▶ [Dataset records]
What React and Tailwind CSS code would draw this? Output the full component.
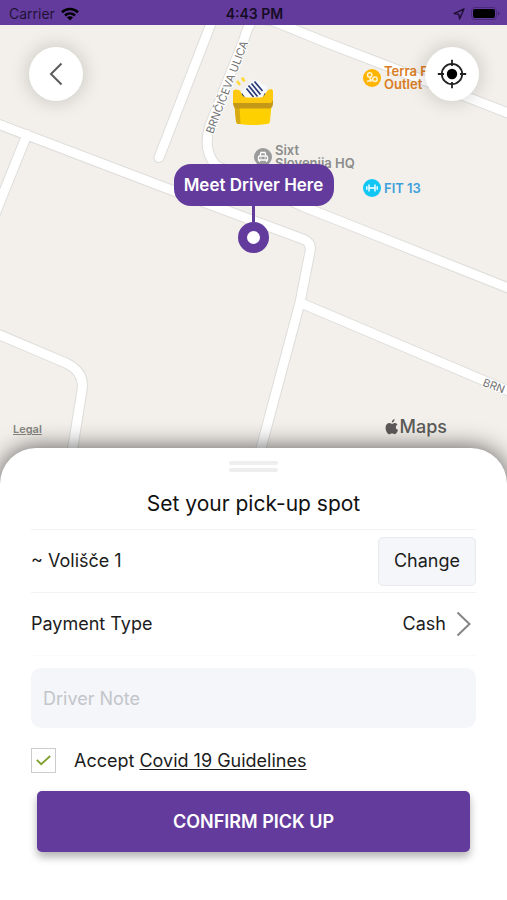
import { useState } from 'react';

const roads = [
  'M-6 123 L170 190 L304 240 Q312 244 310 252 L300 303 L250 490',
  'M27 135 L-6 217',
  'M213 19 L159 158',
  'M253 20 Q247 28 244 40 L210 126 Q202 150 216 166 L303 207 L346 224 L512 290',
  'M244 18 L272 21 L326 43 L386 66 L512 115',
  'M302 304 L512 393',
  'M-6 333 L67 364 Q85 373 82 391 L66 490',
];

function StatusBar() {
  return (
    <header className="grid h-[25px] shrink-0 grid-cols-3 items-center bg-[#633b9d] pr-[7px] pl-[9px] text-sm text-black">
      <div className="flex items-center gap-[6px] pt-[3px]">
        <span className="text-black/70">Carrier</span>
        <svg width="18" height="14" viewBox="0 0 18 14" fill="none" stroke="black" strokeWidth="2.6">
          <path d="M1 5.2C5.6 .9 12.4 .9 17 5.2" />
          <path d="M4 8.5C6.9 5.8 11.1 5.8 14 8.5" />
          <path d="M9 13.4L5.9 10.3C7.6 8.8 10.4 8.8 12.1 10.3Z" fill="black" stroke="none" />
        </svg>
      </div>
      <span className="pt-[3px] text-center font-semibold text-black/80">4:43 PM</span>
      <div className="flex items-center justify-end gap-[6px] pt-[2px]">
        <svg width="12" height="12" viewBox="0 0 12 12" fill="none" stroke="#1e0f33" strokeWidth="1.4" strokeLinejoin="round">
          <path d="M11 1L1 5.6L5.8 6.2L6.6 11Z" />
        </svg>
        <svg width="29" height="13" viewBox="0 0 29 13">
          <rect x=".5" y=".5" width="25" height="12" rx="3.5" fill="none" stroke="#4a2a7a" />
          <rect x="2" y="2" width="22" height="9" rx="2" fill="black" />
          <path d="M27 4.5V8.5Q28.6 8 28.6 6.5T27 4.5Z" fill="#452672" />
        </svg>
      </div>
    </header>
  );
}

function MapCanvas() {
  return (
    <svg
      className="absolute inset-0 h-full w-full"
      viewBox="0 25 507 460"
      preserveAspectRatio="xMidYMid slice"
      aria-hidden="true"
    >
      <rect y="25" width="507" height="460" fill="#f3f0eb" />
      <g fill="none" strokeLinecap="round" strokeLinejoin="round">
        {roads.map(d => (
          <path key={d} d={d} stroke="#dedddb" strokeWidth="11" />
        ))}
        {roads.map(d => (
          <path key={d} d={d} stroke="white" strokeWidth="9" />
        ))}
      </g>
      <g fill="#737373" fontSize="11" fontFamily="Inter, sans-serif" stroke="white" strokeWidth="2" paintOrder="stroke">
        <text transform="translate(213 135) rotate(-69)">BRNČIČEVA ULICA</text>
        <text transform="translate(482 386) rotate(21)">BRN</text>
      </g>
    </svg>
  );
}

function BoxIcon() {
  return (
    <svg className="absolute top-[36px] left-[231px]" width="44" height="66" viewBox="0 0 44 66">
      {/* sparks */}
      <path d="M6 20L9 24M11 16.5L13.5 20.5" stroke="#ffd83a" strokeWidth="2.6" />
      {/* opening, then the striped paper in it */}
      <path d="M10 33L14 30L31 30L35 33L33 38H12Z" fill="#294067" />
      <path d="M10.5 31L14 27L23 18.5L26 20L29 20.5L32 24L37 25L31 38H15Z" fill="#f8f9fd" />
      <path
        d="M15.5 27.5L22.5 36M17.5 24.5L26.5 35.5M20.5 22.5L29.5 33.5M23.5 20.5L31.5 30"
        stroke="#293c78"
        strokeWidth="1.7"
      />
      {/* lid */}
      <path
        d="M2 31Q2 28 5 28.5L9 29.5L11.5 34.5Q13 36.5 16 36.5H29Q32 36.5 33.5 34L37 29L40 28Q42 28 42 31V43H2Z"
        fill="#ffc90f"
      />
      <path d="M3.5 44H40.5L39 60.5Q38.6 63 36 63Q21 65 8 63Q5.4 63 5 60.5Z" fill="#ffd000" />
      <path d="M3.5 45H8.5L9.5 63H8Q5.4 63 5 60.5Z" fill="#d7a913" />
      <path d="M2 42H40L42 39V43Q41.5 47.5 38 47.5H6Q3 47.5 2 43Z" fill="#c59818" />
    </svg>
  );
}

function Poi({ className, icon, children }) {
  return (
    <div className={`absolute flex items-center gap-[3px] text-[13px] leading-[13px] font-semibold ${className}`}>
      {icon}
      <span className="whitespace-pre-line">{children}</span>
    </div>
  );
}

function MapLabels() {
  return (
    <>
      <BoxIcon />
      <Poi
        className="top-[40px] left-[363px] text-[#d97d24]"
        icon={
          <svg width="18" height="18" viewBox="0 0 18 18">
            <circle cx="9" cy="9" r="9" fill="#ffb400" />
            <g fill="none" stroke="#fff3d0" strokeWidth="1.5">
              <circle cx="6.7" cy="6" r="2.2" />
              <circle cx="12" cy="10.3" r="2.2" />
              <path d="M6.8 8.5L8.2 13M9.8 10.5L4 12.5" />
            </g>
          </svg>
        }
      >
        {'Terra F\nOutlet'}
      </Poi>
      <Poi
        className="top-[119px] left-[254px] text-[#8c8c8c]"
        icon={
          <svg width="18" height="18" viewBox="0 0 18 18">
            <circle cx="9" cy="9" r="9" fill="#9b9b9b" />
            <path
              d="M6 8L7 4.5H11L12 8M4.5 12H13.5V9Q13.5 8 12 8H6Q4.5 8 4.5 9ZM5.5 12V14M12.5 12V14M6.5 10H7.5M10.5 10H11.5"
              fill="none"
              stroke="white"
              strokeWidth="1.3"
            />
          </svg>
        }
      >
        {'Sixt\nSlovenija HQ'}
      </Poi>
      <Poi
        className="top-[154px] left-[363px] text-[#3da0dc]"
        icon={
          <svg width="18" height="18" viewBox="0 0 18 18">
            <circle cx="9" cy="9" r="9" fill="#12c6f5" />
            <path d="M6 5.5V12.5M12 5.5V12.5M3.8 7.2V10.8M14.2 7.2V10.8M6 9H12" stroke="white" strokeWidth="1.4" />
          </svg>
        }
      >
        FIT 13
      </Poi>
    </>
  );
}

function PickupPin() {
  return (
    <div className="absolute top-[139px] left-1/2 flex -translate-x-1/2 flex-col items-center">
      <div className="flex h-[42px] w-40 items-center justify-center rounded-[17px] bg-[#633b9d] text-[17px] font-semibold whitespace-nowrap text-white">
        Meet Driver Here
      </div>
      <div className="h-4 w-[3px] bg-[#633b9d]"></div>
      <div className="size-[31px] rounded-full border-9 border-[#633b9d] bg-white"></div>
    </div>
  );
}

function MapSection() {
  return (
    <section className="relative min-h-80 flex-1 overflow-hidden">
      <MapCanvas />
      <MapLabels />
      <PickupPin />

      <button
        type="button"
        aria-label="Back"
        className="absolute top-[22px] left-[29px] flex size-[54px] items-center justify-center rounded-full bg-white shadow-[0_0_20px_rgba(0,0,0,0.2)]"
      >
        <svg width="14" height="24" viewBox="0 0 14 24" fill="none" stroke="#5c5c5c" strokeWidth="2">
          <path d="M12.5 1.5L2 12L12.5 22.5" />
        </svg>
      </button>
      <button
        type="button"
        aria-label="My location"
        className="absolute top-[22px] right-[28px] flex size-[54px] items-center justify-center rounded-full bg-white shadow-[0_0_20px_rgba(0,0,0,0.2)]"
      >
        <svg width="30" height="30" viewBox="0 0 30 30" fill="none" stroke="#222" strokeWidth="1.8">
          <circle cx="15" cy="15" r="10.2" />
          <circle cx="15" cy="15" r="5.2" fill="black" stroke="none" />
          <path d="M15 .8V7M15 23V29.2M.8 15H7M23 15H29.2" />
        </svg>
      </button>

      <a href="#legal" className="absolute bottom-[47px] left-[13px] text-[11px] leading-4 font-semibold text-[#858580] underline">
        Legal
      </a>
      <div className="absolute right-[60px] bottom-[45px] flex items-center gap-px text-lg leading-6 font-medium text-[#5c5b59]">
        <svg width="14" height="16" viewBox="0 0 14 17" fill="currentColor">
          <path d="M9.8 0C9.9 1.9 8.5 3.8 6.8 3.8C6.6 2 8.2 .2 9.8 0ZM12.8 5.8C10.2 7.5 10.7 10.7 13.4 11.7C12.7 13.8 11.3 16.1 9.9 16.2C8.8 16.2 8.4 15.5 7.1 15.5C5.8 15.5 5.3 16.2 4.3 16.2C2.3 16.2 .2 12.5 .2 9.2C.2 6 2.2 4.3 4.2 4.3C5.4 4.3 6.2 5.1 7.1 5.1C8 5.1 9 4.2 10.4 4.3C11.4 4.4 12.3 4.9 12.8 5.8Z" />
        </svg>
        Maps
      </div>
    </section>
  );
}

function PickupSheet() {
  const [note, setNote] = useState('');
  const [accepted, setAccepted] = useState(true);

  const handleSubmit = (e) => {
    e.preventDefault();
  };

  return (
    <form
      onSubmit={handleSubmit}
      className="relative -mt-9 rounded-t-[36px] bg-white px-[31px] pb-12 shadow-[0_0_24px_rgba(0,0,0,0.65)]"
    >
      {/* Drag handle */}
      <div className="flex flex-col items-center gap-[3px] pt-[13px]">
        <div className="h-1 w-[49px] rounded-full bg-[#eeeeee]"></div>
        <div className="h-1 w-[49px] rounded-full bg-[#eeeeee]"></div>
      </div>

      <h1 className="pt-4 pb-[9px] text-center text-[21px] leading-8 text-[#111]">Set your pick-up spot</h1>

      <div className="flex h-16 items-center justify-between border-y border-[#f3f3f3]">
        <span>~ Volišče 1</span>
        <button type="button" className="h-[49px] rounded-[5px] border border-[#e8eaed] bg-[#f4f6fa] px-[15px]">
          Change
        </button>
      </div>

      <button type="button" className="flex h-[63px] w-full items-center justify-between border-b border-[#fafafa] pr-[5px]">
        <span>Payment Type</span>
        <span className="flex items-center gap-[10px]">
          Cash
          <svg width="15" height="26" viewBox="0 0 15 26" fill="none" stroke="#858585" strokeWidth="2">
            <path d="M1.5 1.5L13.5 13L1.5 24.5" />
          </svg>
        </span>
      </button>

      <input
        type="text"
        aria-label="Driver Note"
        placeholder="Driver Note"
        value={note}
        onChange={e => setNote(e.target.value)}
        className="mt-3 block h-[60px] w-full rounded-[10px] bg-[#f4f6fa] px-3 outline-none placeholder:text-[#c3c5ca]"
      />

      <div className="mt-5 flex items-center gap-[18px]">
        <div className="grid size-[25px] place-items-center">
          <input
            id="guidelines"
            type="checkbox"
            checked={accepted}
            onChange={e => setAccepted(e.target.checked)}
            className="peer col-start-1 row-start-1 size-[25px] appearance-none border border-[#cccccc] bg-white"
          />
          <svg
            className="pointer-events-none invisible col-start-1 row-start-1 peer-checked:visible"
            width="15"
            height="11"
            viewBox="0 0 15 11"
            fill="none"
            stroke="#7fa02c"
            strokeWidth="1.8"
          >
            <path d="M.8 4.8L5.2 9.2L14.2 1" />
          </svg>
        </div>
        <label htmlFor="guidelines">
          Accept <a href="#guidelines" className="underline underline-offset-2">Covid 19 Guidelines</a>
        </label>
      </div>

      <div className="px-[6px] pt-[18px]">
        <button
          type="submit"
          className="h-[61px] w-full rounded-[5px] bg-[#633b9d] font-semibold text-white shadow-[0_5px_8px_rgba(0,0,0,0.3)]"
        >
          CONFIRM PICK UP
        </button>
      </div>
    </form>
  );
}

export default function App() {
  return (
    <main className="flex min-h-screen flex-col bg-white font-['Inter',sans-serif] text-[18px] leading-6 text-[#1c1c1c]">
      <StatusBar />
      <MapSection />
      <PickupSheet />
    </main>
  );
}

==

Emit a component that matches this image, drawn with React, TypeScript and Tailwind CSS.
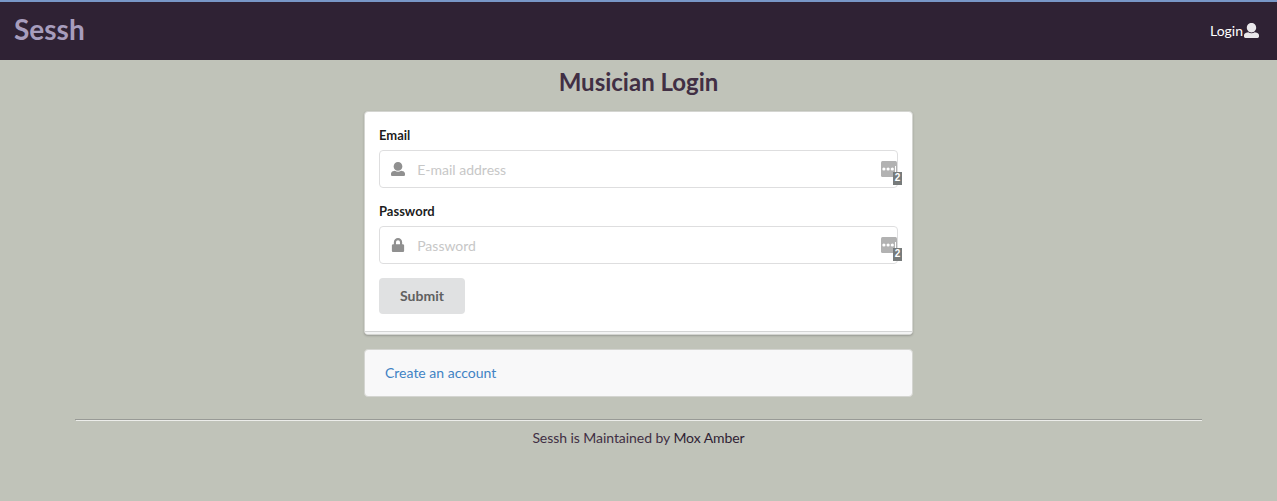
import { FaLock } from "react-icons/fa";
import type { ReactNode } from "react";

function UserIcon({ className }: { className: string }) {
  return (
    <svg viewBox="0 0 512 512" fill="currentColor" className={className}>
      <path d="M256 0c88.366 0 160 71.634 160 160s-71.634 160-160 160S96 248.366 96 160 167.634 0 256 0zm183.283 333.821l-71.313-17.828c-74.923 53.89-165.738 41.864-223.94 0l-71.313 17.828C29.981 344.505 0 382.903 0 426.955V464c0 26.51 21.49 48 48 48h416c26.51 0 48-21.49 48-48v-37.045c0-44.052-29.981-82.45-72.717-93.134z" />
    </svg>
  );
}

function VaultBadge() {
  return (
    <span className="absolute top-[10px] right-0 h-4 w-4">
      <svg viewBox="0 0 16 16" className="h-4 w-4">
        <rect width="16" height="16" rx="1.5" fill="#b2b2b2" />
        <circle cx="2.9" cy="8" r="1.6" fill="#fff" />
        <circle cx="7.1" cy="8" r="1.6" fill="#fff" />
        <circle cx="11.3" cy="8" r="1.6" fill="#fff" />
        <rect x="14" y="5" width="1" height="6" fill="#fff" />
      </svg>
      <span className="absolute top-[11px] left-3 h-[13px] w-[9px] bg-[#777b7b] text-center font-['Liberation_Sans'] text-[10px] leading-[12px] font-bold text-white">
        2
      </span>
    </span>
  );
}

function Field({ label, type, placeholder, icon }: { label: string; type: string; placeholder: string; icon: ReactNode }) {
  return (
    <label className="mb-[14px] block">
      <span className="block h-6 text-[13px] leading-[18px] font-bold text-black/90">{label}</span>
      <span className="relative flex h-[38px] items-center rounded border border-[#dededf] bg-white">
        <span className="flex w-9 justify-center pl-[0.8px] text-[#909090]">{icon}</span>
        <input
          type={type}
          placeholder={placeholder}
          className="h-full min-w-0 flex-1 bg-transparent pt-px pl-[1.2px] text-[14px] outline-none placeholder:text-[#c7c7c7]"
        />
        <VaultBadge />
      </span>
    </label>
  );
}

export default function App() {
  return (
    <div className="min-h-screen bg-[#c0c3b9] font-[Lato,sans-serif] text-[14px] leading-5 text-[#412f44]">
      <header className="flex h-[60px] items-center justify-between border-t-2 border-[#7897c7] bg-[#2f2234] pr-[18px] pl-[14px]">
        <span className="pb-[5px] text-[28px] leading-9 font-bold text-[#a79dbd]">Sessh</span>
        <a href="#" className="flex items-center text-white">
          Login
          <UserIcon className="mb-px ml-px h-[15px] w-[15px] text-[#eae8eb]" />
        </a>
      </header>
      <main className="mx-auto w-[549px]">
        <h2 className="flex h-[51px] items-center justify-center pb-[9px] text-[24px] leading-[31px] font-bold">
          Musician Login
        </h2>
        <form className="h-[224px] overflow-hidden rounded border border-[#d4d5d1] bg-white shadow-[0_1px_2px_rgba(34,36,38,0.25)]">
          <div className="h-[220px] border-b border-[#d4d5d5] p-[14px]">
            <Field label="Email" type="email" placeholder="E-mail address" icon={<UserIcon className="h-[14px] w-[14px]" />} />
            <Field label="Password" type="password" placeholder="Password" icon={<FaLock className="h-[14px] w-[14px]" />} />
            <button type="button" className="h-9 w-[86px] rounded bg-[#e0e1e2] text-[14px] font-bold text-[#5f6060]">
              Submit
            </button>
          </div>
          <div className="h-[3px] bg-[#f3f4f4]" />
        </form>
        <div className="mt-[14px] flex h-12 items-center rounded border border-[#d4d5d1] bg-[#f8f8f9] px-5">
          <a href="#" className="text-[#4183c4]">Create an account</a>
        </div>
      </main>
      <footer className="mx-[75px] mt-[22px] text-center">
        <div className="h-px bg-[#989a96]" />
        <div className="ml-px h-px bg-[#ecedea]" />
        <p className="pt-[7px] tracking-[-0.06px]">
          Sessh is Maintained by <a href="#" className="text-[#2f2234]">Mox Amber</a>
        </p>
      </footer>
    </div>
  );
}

--

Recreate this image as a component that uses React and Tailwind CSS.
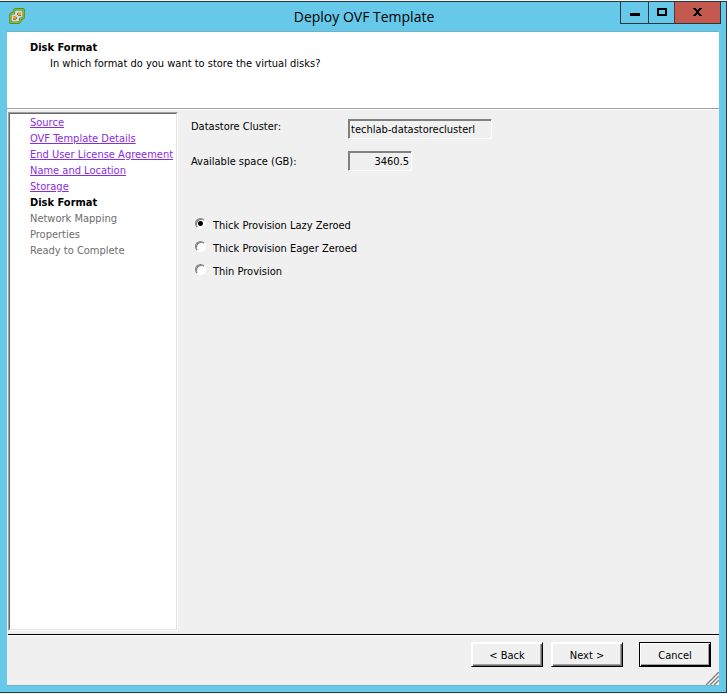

▶ [Written request]
Using the listing, collect all lines in which the string "this" is found.

▶ [Written solution]
What React and Tailwind CSS code would draw this? Output the full component.
Emit a component that matches this image, drawn with React, TypeScript and Tailwind CSS.
Recreate this image as a component that uses React and Tailwind CSS.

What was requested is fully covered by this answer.